Of his work, Penn stated, “What I yearn for as a photographer is someone who will connect the work of photographers to that of sculptors and painters of the past.” Irving Penn: Photographism answers this call. Eschewing chronology and the photographic series as organizing principles, the exhibition will break with conventional modes of exhibiting photography in order to emphasize the different mediums and art movements that inspired Penn’s work throughout his seven-decade career. In its juxtapositions of disparate works, the show echoes Penn’s own intermixing of his art as seen in his annotated sketches on photographism. The presentation will also be accompanied by a slideshow highlighting the breadth of Penn’s work, from posters and Vogue spreads to tear sheets and ad campaigns.

Irving Penn, Bedside Lamp, 2006 © The Irving Penn Foundation, courtesy of Pace Gallery
Irving Penn, Bedside Lamp, 2006 © The Irving Penn Foundation, courtesy of Pace Gallery

Works by Penn will additionally be featured in an upcoming group exhibition titled Modern Look: Photography and the American Magazine at the Jewish Museum in New York, on view from March 19 – July 17, 2021. The presentation will feature over 150 works including photographs, layouts, and cover designs examining the influences of designers and photographers such as Penn on visual culture from the 1930s to 1960, further emphasizing Penn’s role at the forefront of photography and graphic design during these decades.

Irving Penn (b. 1917, Plainfield, New Jersey; d. 2009, New York) studied design from 1934–38 with Alexey Brodovitch at the Philadelphia Museum School of Industrial Art. Following a year painting in Mexico, he returned to New York City and began working at Vogue magazine in 1943, where Alexander Liberman was art director.

Penn photographed for Vogue and commercial clients in America and abroad for nearly 70 years. Whether an innovative fashion image, striking portrait, or compelling still life, each of Penn’s pictures bears his trademark style of elegant aesthetic simplicity.

In addition to his editorial and advertising work, Penn was also a master printmaker. Beginning in 1964, he pioneered a complex technique for making platinum-palladium prints, a 19th century print process to which he applied 20th century materials.

The first retrospective of Penn’s work was organized by the Museum of Modern Art in New York in 1984. Following the landmark exhibition which travelled to over 14 countries after MoMA, he resumed painting and drawing as a full-fledged creative endeavor. Until his death in 2009, his innovative photographs continued to appear regularly in Vogue, and his studio was busy with assignments and experimental personal work.

Recent exhibitions include Irving Penn: Beyond Beauty at the Smithsonian American Art Museum, Washington, D.C. (2015–16) and Irving Penn: Centennial at The Metropolitan Museum of Art, New York (2017).

Pace is a leading contemporary art gallery representing many of the most significant international artists and estates of the twentieth and twenty-first centuries.

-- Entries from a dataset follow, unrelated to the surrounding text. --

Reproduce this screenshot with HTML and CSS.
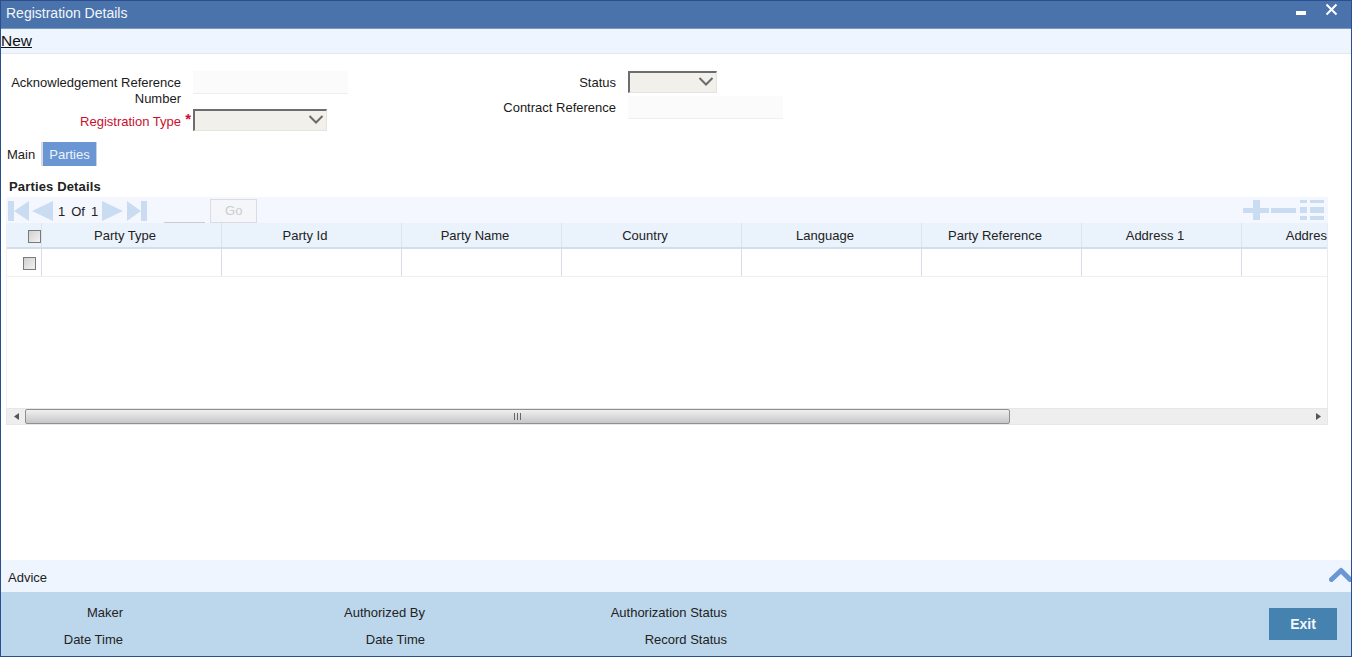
FILE: index.html
```html
<!DOCTYPE html>
<html lang="en">
<head>
<meta charset="utf-8">
<title>Registration Details</title>
<link rel="stylesheet" href="styles.css">
</head>
<body>
<div class="window">
  <header class="titlebar">
    <span class="title">Registration Details</span>
    <div class="win-controls">
      <svg class="win-min" width="10" height="4" viewBox="0 0 10 4"><rect width="10" height="4" fill="#fff"/></svg>
      <svg class="win-close" width="13" height="13" viewBox="0 0 13 13"><path d="M1.5 1.5l10 10M11.5 1.500l-10 10" stroke="#fff" stroke-width="2" fill="none"/></svg>
    </div>
  </header>
  <nav class="toolbar"><span class="new-link">New</span></nav>
  <main class="content">
    <section class="form">
      <div class="form-col form-col-left">
        <div class="field field-ack">
          <label class="label">Acknowledgement Reference Number</label>
          <div class="input-box"></div>
        </div>
        <div class="field field-type">
          <label class="label label-req">Registration Type<span class="star">*</span></label>
          <div class="select select-wide"><svg class="chev" width="16" height="9" viewBox="0 0 16 9"><path d="M1.5 1l6.500 6.500L14.500 1" stroke="#6b6b6b" stroke-width="2" fill="none"/></svg></div>
        </div>
      </div>
      <div class="form-col form-col-right">
        <div class="field field-status">
          <label class="label">Status</label>
          <div class="select select-narrow"><svg class="chev" width="16" height="9" viewBox="0 0 16 9"><path d="M1.5 1l6.500 6.500L14.500 1" stroke="#6b6b6b" stroke-width="2" fill="none"/></svg></div>
        </div>
        <div class="field field-contract">
          <label class="label">Contract Reference</label>
          <div class="input-box"></div>
        </div>
      </div>
    </section>
    <div class="tabs">
      <span class="tab">Main</span>
      <span class="tab tab-active">Parties</span>
    </div>
    <h2 class="section-title">Parties Details</h2>
    <div class="grid-wrap">
      <div class="pager">
        <div class="pager-left">
          <svg class="pg pg-first" width="21" height="20" viewBox="0 0 21 20"><path d="M0 0h6v20H0zM21 0v20L6 10z" fill="#c9dcf2"/></svg>
          <svg class="pg pg-prev" width="21" height="20" viewBox="0 0 21 20"><path d="M21 0v20L0 10z" fill="#c9dcf2"/></svg>
          <span class="pg-num pg-num-a">1</span><span class="pg-num pg-of">Of</span><span class="pg-num">1</span>
          <svg class="pg pg-next" width="21" height="20" viewBox="0 0 21 20"><path d="M0 0v20l21-10z" fill="#c9dcf2"/></svg>
          <svg class="pg pg-last" width="20" height="20" viewBox="0 0 20 20"><path d="M0 0v20l14-10zM14 0h6v20h-6z" fill="#c9dcf2"/></svg>
          <span class="pg-input"></span>
          <span class="go-btn">Go</span>
        </div>
        <svg class="pager-tools" width="82" height="20" viewBox="0 0 82 20" fill="#c9dcf2"><path d="M0 8h10V0h7v8h9v5h-9v7h-7v-7H0z"/><path d="M28 8h25v5H28z"/><path d="M57 0h7v3h-7zM67 0h14v3H67zM57 7h7v6h-7zM67 7h14v6H67zM57 16h7v4h-7zM67 16h14v4H67z"/></svg>
      </div>
      <div class="table-viewport">
        <table class="grid">
          <colgroup>
            <col class="c-check"><col class="c-180"><col class="c-180"><col class="c-160"><col class="c-180"><col class="c-180"><col class="c-160"><col class="c-160"><col class="c-160">
          </colgroup>
          <thead>
            <tr>
              <th class="th-check"><span class="check check-head"></span></th>
              <th>Party Type</th><th>Party Id</th><th>Party Name</th><th>Country</th><th>Language</th><th>Party Reference</th><th>Address 1</th><th>Address 2</th>
            </tr>
          </thead>
          <tbody>
            <tr>
              <td><span class="check check-row"></span></td>
              <td></td><td></td><td></td><td></td><td></td><td></td><td></td><td></td>
            </tr>
          </tbody>
        </table>
      </div>
      <div class="scrollbar">
        <span class="sb-btn"><svg width="5" height="7" viewBox="0 0 5 7"><path d="M5 0v7L0 3.500z" fill="#555"/></svg></span>
        <span class="sb-thumb"><svg width="8" height="7" viewBox="0 0 8 7"><path d="M0 0h1v7H0zM3 0h1v7H3zM6 0h1v7H6z" fill="#666"/></svg></span>
        <span class="sb-track"></span>
        <span class="sb-btn sb-btn-right"><svg width="5" height="7" viewBox="0 0 5 7"><path d="M0 0v7l5-3.500z" fill="#555"/></svg></span>
      </div>
    </div>
  </main>
  <div class="advice">
    <span class="advice-text">Advice</span>
    <svg class="advice-chev" width="23" height="15" viewBox="0 0 23 15"><path d="M2.500 12.500L12 3.500l9 9" stroke="#6a96d4" stroke-width="5" stroke-linejoin="round" stroke-linecap="round" fill="none"/></svg>
  </div>
  <footer class="footer">
    <div class="audit audit-1"><span>Maker</span><span>Date Time</span></div>
    <div class="audit audit-2"><span>Authorized By</span><span>Date Time</span></div>
    <div class="audit audit-3"><span>Authorization Status</span><span>Record Status</span></div>
    <button class="exit" type="button">Exit</button>
  </footer>
</div>
</body>
</html>
```
FILE: styles.css
```css
* { box-sizing: border-box; }
html, body { margin: 0; padding: 0; }
body {
  width: 1352px;
  height: 657px;
  overflow: hidden;
  background: #fff;
  font-family: "Liberation Sans", Arial, sans-serif;
  font-size: 13px;
  color: #1a1a1a;
}
.window {
  width: 1352px;
  height: 657px;
  display: flex;
  flex-direction: column;
  border: 1px solid #2b4f8e;
  overflow: hidden;
}
.titlebar {
  flex: 0 0 28px;
  display: flex;
  justify-content: space-between;
  background: #4a73ab;
  border-bottom: 1px solid #7d99b8;
  padding: 0 13px 0 5px;
}
.title { color: #f2f6fb; font-size: 14px; line-height: 24px; }
.win-controls { display: flex; align-items: flex-start; gap: 19px; height: 100%; }
.win-min { margin-top: 10px; }
.win-close { margin-top: 2px; }
.toolbar {
  flex: 0 0 25px;
  background: #eef5fe;
  border-bottom: 1px solid #e4e8ee;
  line-height: 23px;
}
.new-link { font-size: 15.500px; text-decoration: underline; color: #111; }
.content { flex: 1 1 auto; min-height: 0; }
.form { display: flex; padding-top: 17px; height: 88px; }
.form-col { display: flex; flex-direction: column; }
.form-col-left { width: 347px; }
.form-col-right { width: 435px; }
.field { display: flex; align-items: flex-start; }
.label { text-align: right; line-height: 16px; padding-top: 4px; }
.form-col-left .label { width: 180px; margin-right: 12px; }
.form-col-right .label { width: 268px; margin-right: 12px; }
.field-ack { height: 38px; }
.field-status { height: 25px; }
.label-req { position: relative; color: #c8102e; padding-top: 5px; }
.star {
  position: absolute;
  right: -10px;
  top: 2px;
  font-size: 15px;
  font-weight: bold;
}
.input-box {
  width: 155px;
  height: 23px;
  background: #fbfbfb;
  border-bottom: 1px solid #eeeeee;
}
.select {
  position: relative;
  height: 22px;
  background: #f1f0eb;
  border-top: 2px solid #6d6d6d;
  border-left: 2px solid #6d6d6d;
  border-right: 1px solid #e4e3de;
  border-bottom: 1px solid #e4e3de;
}
.select-wide { width: 134px; }
.select-narrow { width: 89px; }
.chev { position: absolute; right: 2px; top: 4px; }
.tabs { display: flex; align-items: stretch; height: 24px; padding-left: 6px; }
.tab { line-height: 25px; width: 36px; border-right: 2px solid #d5dce6; }
.tab-active {
  width: 54px;
  text-align: center;
  background: #6a96d4;
  color: #eef3fa;
  border-right: 1px solid #c7d2e2;
}
.section-title {
  margin: 13px 0 3px 8px;
  font-size: 13px;
  font-weight: bold;
  letter-spacing: 0.15px;
  line-height: 15px;
  color: #222;
}
.grid-wrap { margin-left: 5px; width: 1322px; }
.pager {
  height: 26px;
  display: flex;
  align-items: center;
  justify-content: space-between;
  background: #f4f8fe;
  padding: 2px 2px 0 2px;
}
.pager-left { display: flex; align-items: center; }
.pg { display: block; }
.pg-prev { margin-left: 3px; }
.pg-num { color: #222; margin-left: 6px; }
.pg-num-a { margin-left: 5px; }
.pg-next { margin-left: 4px; }
.pg-last { margin-left: 4px; }
.pg-input {
  width: 41px;
  height: 23px;
  margin-left: 17px;
  border-bottom: 1px solid #c9ccd1;
}
.go-btn {
  width: 47px;
  height: 24px;
  margin-left: 5px;
  text-align: center;
  line-height: 22px;
  color: #c9cdd3;
  background: #f4f6f9;
  border: 1px solid #d9dde3;
}
.pager-tools { margin: -3px 1px 0 0; }
.table-viewport {
  height: 185px;
  overflow: hidden;
  border-left: 1px solid #eef0f3;
  border-right: 1px solid #e8ebef;
}
.grid { border-collapse: collapse; table-layout: fixed; width: 1394px; }
.c-check { width: 34px; }
.c-180 { width: 180px; }
.c-160 { width: 160px; }
.grid th {
  height: 25px;
  padding: 0 12px 0 0;
  background: #eaf2fc;
  font-weight: normal;
  font-size: 13px;
  text-align: center;
  white-space: nowrap;
  color: #222;
  border-right: 1px solid #dbe3ee;
  border-bottom: 2px solid #d4deea;
}
.grid .th-check { padding: 0; }
.grid td {
  height: 28px;
  padding: 0;
  text-align: center;
  border-right: 1px solid #d6dde8;
  border-bottom: 1px solid #f4eee8;
}
.check {
  display: block;
  width: 13px;
  height: 13px;
  background: linear-gradient(135deg, #d0d0d0, #f2f2f2);
  border: 1px solid #7a7a7a;
}
.check-head { margin-left: 21px; margin-top: 2px; }
.check-row { margin-left: 16px; margin-top: 2px; }
.scrollbar {
  height: 17px;
  display: flex;
  background: #eeeeee;
  border: 1px solid #e6e7e9;
}
.sb-btn {
  width: 18px;
  display: flex;
  align-items: center;
  justify-content: center;
  flex: none;
}
.sb-btn-right { margin-left: auto; }
.sb-thumb {
  width: 985px;
  display: flex;
  align-items: center;
  justify-content: center;
  background: linear-gradient(#f0f0f0, #c6c6c9);
  border: 1px solid #8f8f8f;
  border-radius: 2px;
  flex: none;
}
.sb-track { flex: 1 1 auto; }
.advice {
  flex: 0 0 32px;
  display: flex;
  align-items: center;
  justify-content: space-between;
  background: #eef5fe;
  padding-left: 7px;
  color: #222;
}
.advice-text { padding-top: 2px; }
.advice-chev { margin-top: -4px; margin-right: -1px; }
.footer {
  flex: 0 0 64px;
  display: flex;
  align-items: flex-start;
  background: #bcd7ec;
  padding: 13px 14px 0 0;
  color: #222;
}
.audit {
  display: flex;
  flex-direction: column;
  align-items: flex-end;
  gap: 11px;
  line-height: 16px;
}
.audit-1 { width: 122px; }
.audit-2 { width: 302px; }
.audit-3 { width: 302px; }
.exit {
  width: 68px;
  height: 32px;
  margin: 3px 0 0 auto;
  background: #4682b0;
  border: 0;
  padding: 0;
  color: #f4f8fb;
  font: bold 14px "Liberation Sans", Arial, sans-serif;
}
```
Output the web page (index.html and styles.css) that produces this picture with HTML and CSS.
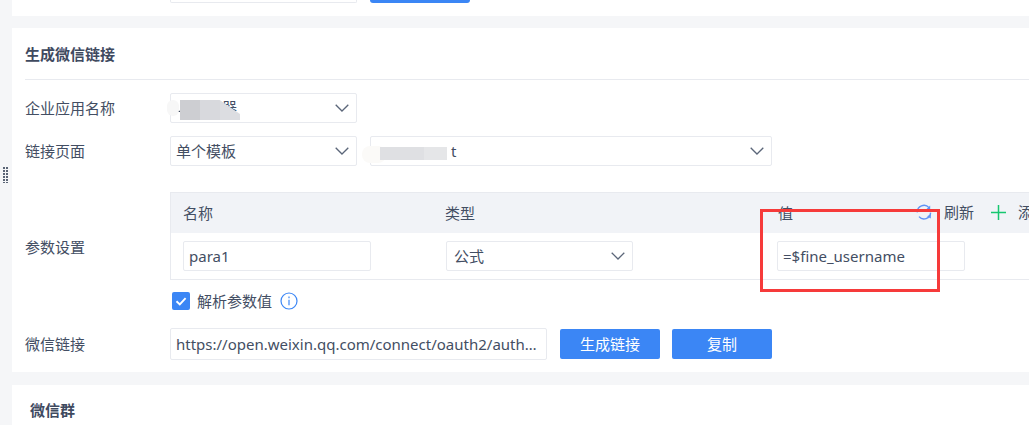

Under the leadership of President and CEO Marc Glimcher, Pace is a vital force within the art world and plays a critical role in shaping the history, creation, and engagement with modern and contemporary art. Since its founding by Arne Glimcher in 1960, Pace has developed a distinguished legacy for vibrant and dedicated relationships with renowned artists. As the gallery enters its seventh decade, Pace’s mission continues to be inspired by a drive to support the world’s most influential and innovative artists and to share their visionary work with people around the world.

Pace advances this mission through its dynamic global program, comprising ambitious exhibitions, artist projects, public installations, institutional collaborations, performances and interdisciplinary projects through Pace Live, and curatorial research and writing. Today, Pace has nine locations worldwide: two galleries in New York—including its newly opened headquarters at 540 West 25th Street, and an adjacent 8,000 sq. ft. exhibition space at 510 West 25th Street—as well as galleries in Palo Alto, London, Geneva, Hong Kong, and Seoul. In July 2020 Pace opened a temporary gallery space in East Hampton, New York that will be programmed through October 2021. Additionally, the gallery’s seasonal exhibition space in Palm Beach will be open through spring 2021.